Authors: José Benedito De Souza Brito; Aletéia Patrícia Favacho De Araújo
Addresses: Department of Computer Science, Universidade de Brasília (UnB), POB: 4.466, ZIP: 90.910-900, Brasília, DF, Brazil ' Department of Computer Science, Universidade de Brasília (UnB), POB: 4.466, ZIP: 90.910-900, Brasília, DF, Brazil
Abstract: This paper describes the HCEm model, designed to estimate the size of a cluster running Hadoop, in a given timeframe on cloud environments. The HCEm consists of a light optimisation layer for MapReduce jobs and a model to estimate the size of a Hadoop cluster. Additionally, this paper presents a comparative study of HCEm using similar applications and workloads in two production Hadoop clusters, the Amazon Elastic MapReduce and a private cloud in a large financial company, in order to evaluate the performance of the model in real and intensive processing environments. The estimates generated by the HCEm model and processing performed are representative and consistent, which can help researchers and engineers understand the workload characteristics of Hadoop clusters in their production environments.

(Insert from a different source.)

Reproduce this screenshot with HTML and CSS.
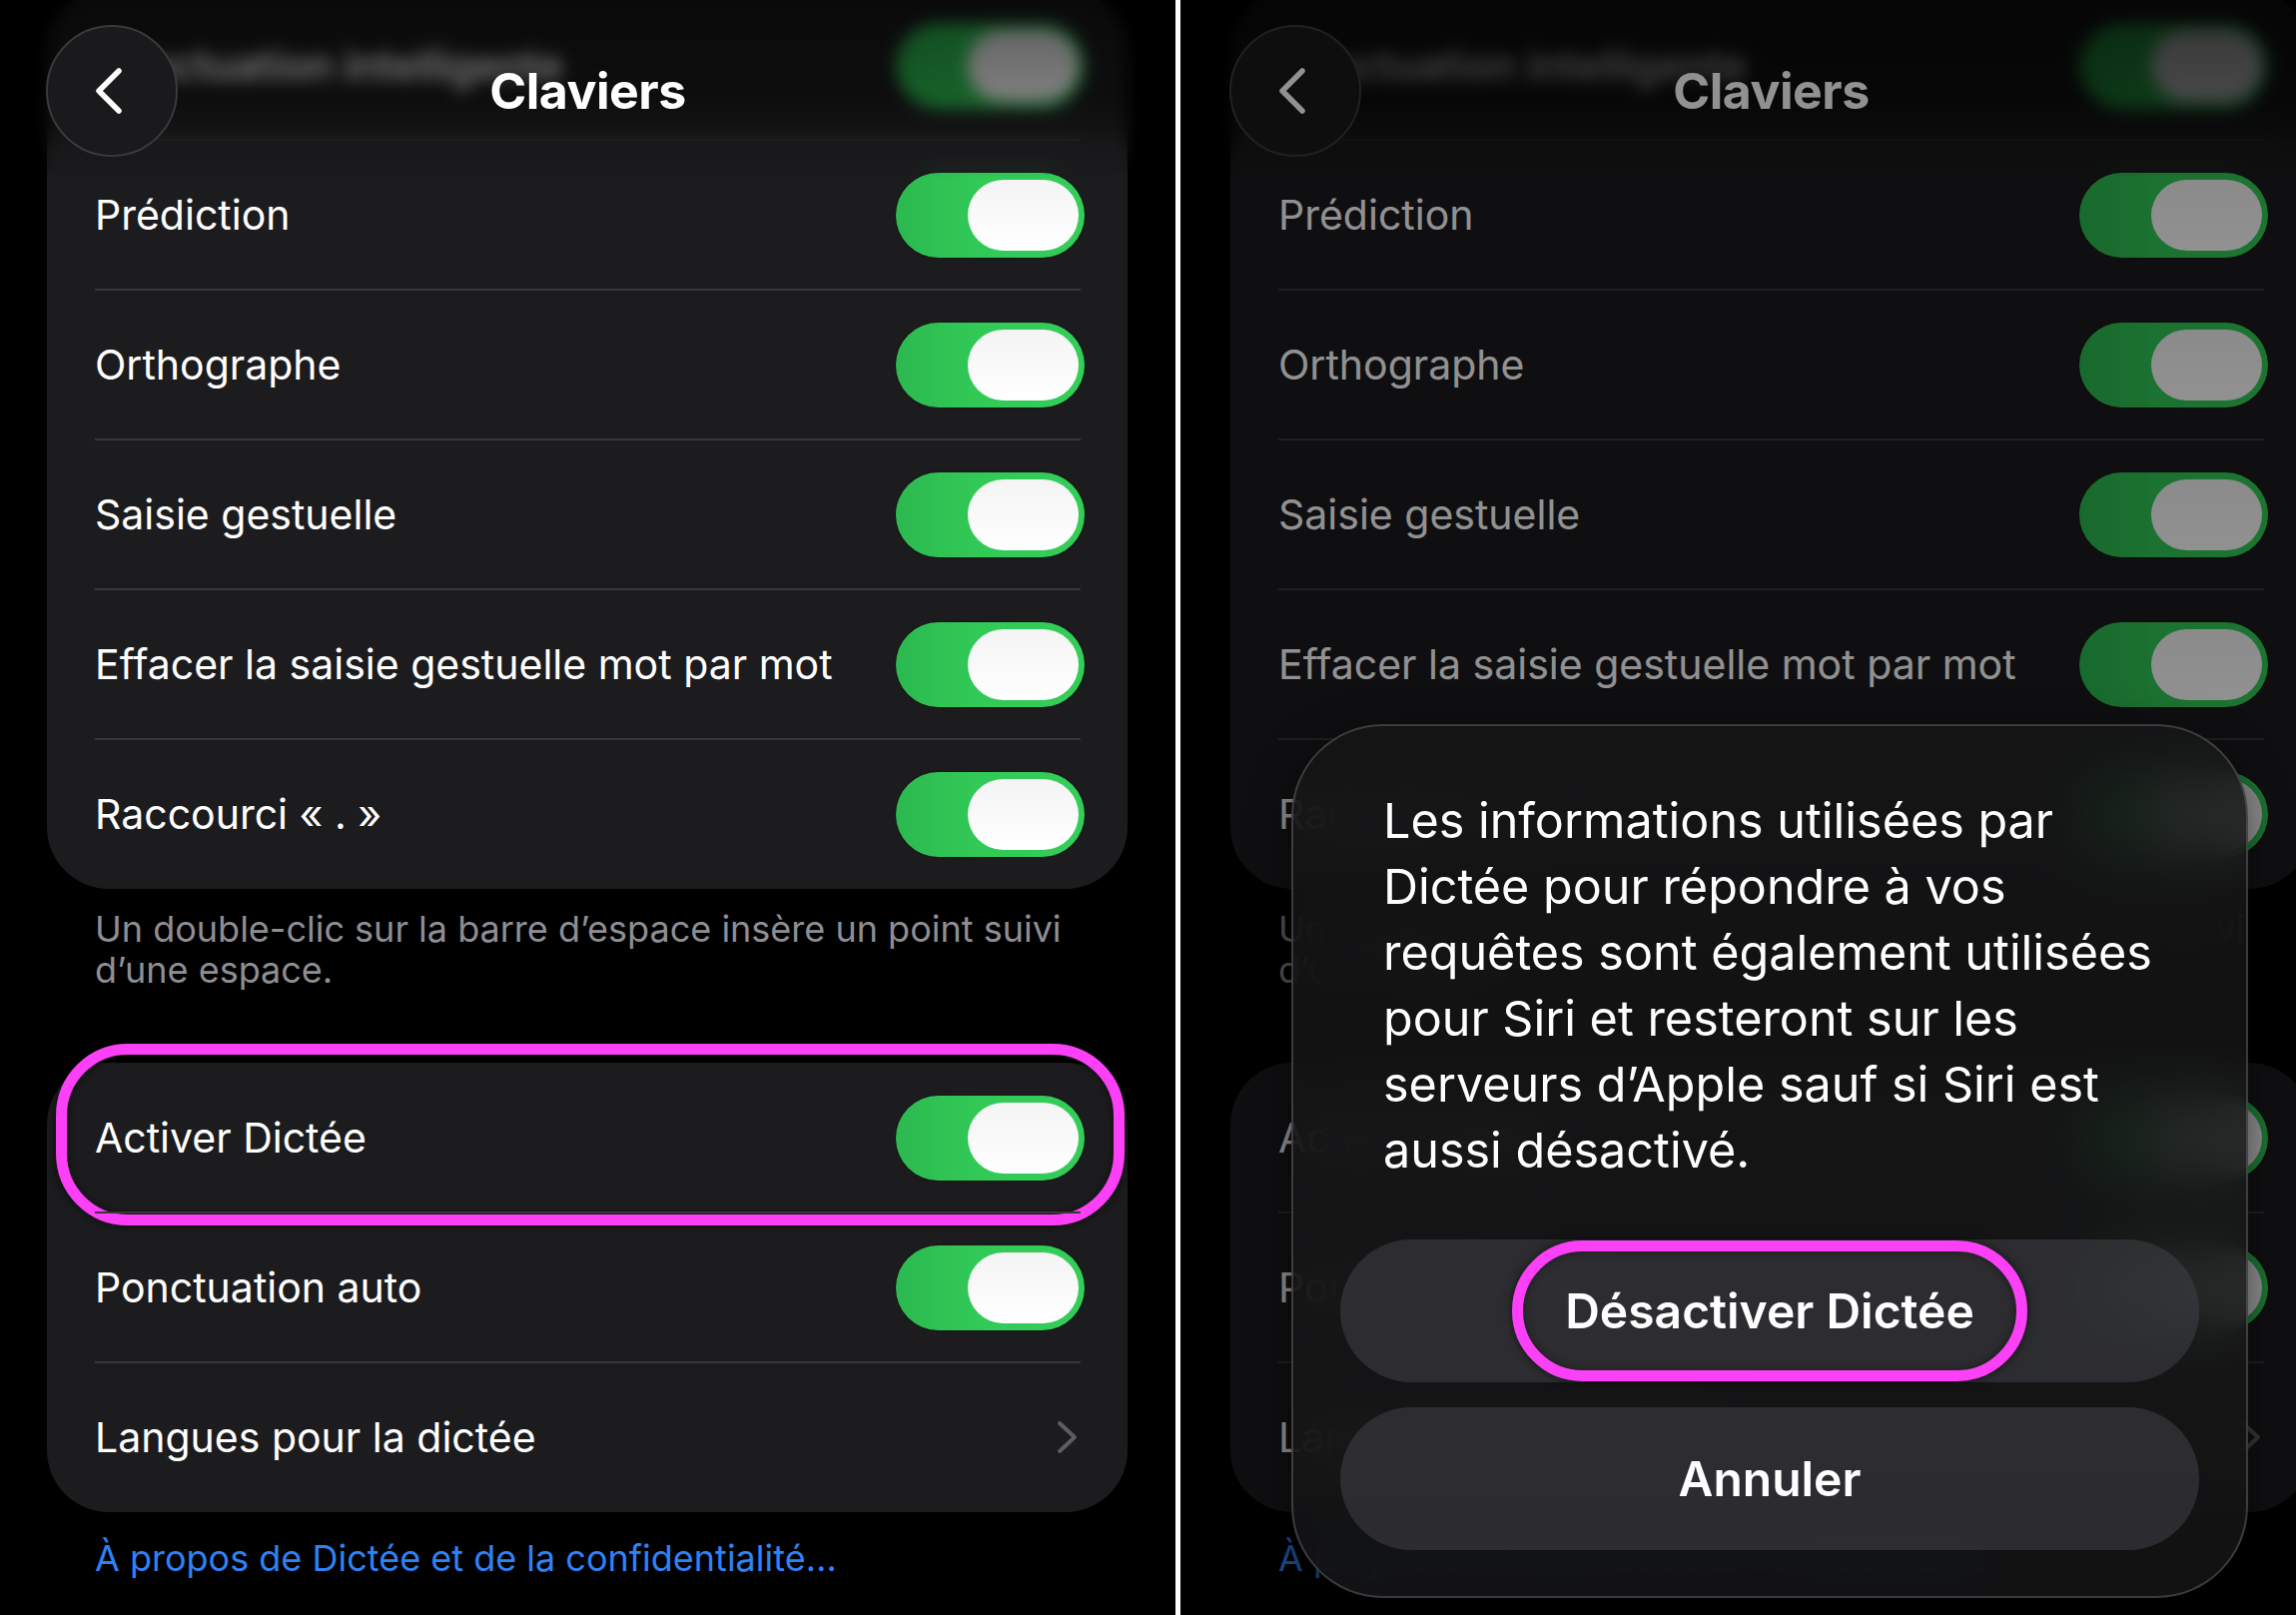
FILE: index.html
```html
<!DOCTYPE html>
<html lang="fr">
<head>
<meta charset="utf-8">
<title>Claviers – Dictée</title>
<link rel="stylesheet" href="styles.css">
</head>
<body>
<div class="stage">
  <section class="panel panel-left">
    <div class="screen">
      <div class="content">
        <div class="group group-top">
          <div class="row ghost"><span class="label">Ponctuation intelligente</span><span class="switch"><span class="knob"></span></span></div>
          <div class="row"><span class="label">Prédiction</span><span class="switch"><span class="knob"></span></span></div>
          <div class="row"><span class="label">Orthographe</span><span class="switch"><span class="knob"></span></span></div>
          <div class="row"><span class="label">Saisie gestuelle</span><span class="switch"><span class="knob"></span></span></div>
          <div class="row"><span class="label">Effacer la saisie gestuelle mot par mot</span><span class="switch"><span class="knob"></span></span></div>
          <div class="row"><span class="label">Raccourci « . »</span><span class="switch"><span class="knob"></span></span></div>
        </div>
        <p class="note">Un double-clic sur la barre d’espace insère un point suivi d’une espace.</p>
        <div class="group">
          <div class="row"><span class="label">Activer Dictée</span><span class="switch"><span class="knob"></span></span><span class="highlight"></span></div>
          <div class="row"><span class="label">Ponctuation auto</span><span class="switch"><span class="knob"></span></span></div>
          <div class="row"><span class="label">Langues pour la dictée</span><svg class="chevron" width="22" height="34" viewBox="0 0 22 34"><polyline points="3,3 18,17 3,31" fill="none" stroke="#5d5d62" stroke-width="4" stroke-linecap="round" stroke-linejoin="round"/></svg></div>
        </div>
        <a class="link" href="#">À propos de Dictée et de la confidentialité…</a>
      </div>
      <div class="edge"></div>
      <header class="nav">
        <span class="back"><svg width="30" height="48" viewBox="0 0 30 48"><polyline points="25,4 5,24 25,44" fill="none" stroke="#fff" stroke-width="5.5" stroke-linecap="round" stroke-linejoin="round"/></svg></span>
        <h1 class="title">Claviers</h1>
      </header>
    </div>
  </section>
  <div class="divider"></div>
  <section class="panel panel-right">
    <div class="screen screen-shift">
      <div class="content">
        <div class="group group-top">
          <div class="row ghost"><span class="label">Ponctuation intelligente</span><span class="switch"><span class="knob"></span></span></div>
          <div class="row"><span class="label">Prédiction</span><span class="switch"><span class="knob"></span></span></div>
          <div class="row"><span class="label">Orthographe</span><span class="switch"><span class="knob"></span></span></div>
          <div class="row"><span class="label">Saisie gestuelle</span><span class="switch"><span class="knob"></span></span></div>
          <div class="row"><span class="label">Effacer la saisie gestuelle mot par mot</span><span class="switch"><span class="knob"></span></span></div>
          <div class="row"><span class="label">Raccourci « . »</span><span class="switch"><span class="knob"></span></span></div>
        </div>
        <p class="note">Un double-clic sur la barre d’espace insère un point suivi d’une espace.</p>
        <div class="group">
          <div class="row"><span class="label">Activer Dictée</span><span class="switch"><span class="knob"></span></span></div>
          <div class="row"><span class="label">Ponctuation auto</span><span class="switch"><span class="knob"></span></span></div>
          <div class="row"><span class="label">Langues pour la dictée</span><svg class="chevron" width="22" height="34" viewBox="0 0 22 34"><polyline points="3,3 18,17 3,31" fill="none" stroke="#5d5d62" stroke-width="4" stroke-linecap="round" stroke-linejoin="round"/></svg></div>
        </div>
        <a class="link" href="#">À propos de Dictée et de la confidentialité…</a>
      </div>
      <div class="edge"></div>
      <header class="nav">
        <span class="back"><svg width="30" height="48" viewBox="0 0 30 48"><polyline points="25,4 5,24 25,44" fill="none" stroke="#fff" stroke-width="5.5" stroke-linecap="round" stroke-linejoin="round"/></svg></span>
        <h1 class="title">Claviers</h1>
      </header>
    </div>
    <div class="dim"></div>
    <div class="alert">
      <p class="alert-text">Les informations utilisées par<br>Dictée pour répondre à vos<br>requêtes sont également utilisées<br>pour Siri et resteront sur les<br>serveurs d’Apple sauf si Siri est<br>aussi désactivé.</p>
      <div class="btn"><span class="btn-hl">Désactiver Dictée</span></div>
      <div class="btn">Annuler</div>
    </div>
  </section>
</div>
</body>
</html>
```
FILE: styles.css
```css
* { box-sizing: border-box; }
html, body {
  margin: 0;
  padding: 0;
  background: #000;
}
body {
  width: 2299px;
  height: 1617px;
  overflow: hidden;
  font-family: Inter, "Noto Sans", sans-serif;
  color: #fff;
}
.stage {
  display: flex;
  width: 2299px;
  height: 1617px;
}
.panel {
  position: relative;
  height: 1617px;
  overflow: hidden;
  background: #000;
}
.panel-left { width: 1177px; flex: 0 0 1177px; }
.panel-right { width: 1117px; flex: 0 0 1117px; }
.divider { width: 5px; flex: 0 0 5px; background: #fff; }

.screen {
  position: relative;
  display: flow-root;
  width: 1177px;
  height: 1617px;
}
.screen-shift { margin-left: 3px; }

.content {
  padding: 0 48px 0 47px;
  margin-top: -10px;
}
.group {
  background: #1c1c1e;
  border-radius: 62px;
}
.row {
  position: relative;
  display: flex;
  align-items: center;
  justify-content: space-between;
  height: 150px;
  padding: 0 43px 0 48px;
  font-size: 41px;
}
.ghost { font-weight: 600; }
.row + .row::before {
  content: "";
  position: absolute;
  top: -1px;
  left: 48px;
  right: 47px;
  height: 2px;
  background: #38383a;
}
.switch {
  display: flex;
  justify-content: flex-end;
  align-items: center;
  width: 189px;
  height: 85px;
  padding: 0 6px;
  border-radius: 43px;
  background: linear-gradient(90deg, #2cb950 0%, #32ca57 45%, #33cd58 100%);
  box-shadow: 0 0 2px rgba(0,0,0,0.6);
}
.knob {
  width: 111px;
  height: 71px;
  border-radius: 36px;
  background: linear-gradient(180deg, #f4f4f4, #ffffff);
}
.chevron { margin-right: 6px; }

.note {
  margin: 20px 0 72px;
  padding: 0 30px 0 48px;
  font-size: 36px;
  line-height: 41px;
  color: #8e8e93;
}
.link {
  display: block;
  margin-top: 26px;
  padding-left: 48px;
  font-size: 36px;
  line-height: 41px;
  color: #2f82f6;
  text-decoration: none;
}

.highlight {
  position: absolute;
  top: -19px;
  left: 9px;
  right: 3px;
  bottom: -13px;
  border: 11px solid #fb40f8;
  border-radius: 72px;
  box-shadow: 0 0 10px rgba(0,0,0,0.7), inset 0 0 8px rgba(0,0,0,0.5);
  pointer-events: none;
}

.edge {
  position: absolute;
  top: 0;
  left: 0;
  right: 0;
  height: 178px;
  backdrop-filter: blur(8px);
  -webkit-backdrop-filter: blur(8px);
  background: linear-gradient(180deg, rgba(0,0,0,0.62) 0%, rgba(0,0,0,0.5) 55%, rgba(0,0,0,0) 100%);
  -webkit-mask-image: linear-gradient(180deg, #000 70%, transparent 100%);
  mask-image: linear-gradient(180deg, #000 70%, transparent 100%);
}
.nav {
  position: absolute;
  top: 25px;
  left: 46px;
  right: 46px;
  height: 132px;
  display: flex;
  align-items: center;
  justify-content: center;
}
.back {
  position: absolute;
  left: 0;
  top: 0;
  width: 132px;
  height: 132px;
  border-radius: 50%;
  background: #1a1a1c;
  border: 2px solid #3a3a3c;
  display: flex;
  align-items: center;
  justify-content: center;
  padding-right: 6px;
}
.title {
  margin: 0;
  font-size: 50px;
  font-weight: 700;
  letter-spacing: -0.5px;
}

.dim {
  position: absolute;
  inset: 0;
  background: rgba(0,0,0,0.43);
}
.alert {
  position: absolute;
  left: 111px;
  top: 725px;
  width: 958px;
  padding: 62px 47px 46px;
  border-radius: 92px;
  background: rgba(21,21,23,0.84);
  backdrop-filter: blur(28px);
  -webkit-backdrop-filter: blur(28px);
  border: 2px solid rgba(110,110,114,0.45);
  box-shadow: 0 10px 40px rgba(0,0,0,0.5);
}
.alert-text {
  margin: 0 0 56px;
  padding-left: 43px;
  font-size: 48.5px;
  line-height: 66px;
}
.btn {
  display: flex;
  align-items: center;
  justify-content: center;
  height: 143px;
  border-radius: 72px;
  background: rgba(62,62,66,0.62);
  font-size: 48px;
  font-weight: 600;
}
.btn + .btn { margin-top: 25px; }
.btn-hl {
  display: flex;
  align-items: center;
  justify-content: center;
  height: 141px;
  padding: 0 42px;
  border: 11px solid #fb40f8;
  border-radius: 72px;
  box-shadow: 0 0 10px rgba(0,0,0,0.6), inset 0 0 8px rgba(0,0,0,0.4);
}
```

The performance differences shown between the real environments, confirmed that the increased sharing of physical computing host resources reduces the accuracy of the model.
Keywords: distributed computing; computational efficiency; Hadoop benchmarks; big data; data analysis; resource allocation; performance model; MapReduce; Hadoop performance evaluation; job estimation; Hadoop clusters; cloud computing.
International Journal of Big Data Intelligence, 2017 Vol.4 No.1, pp.47 - 60
Received: 08 Apr 2015
Accepted: 22 Oct 2015
Published online: 26 Dec 2016 *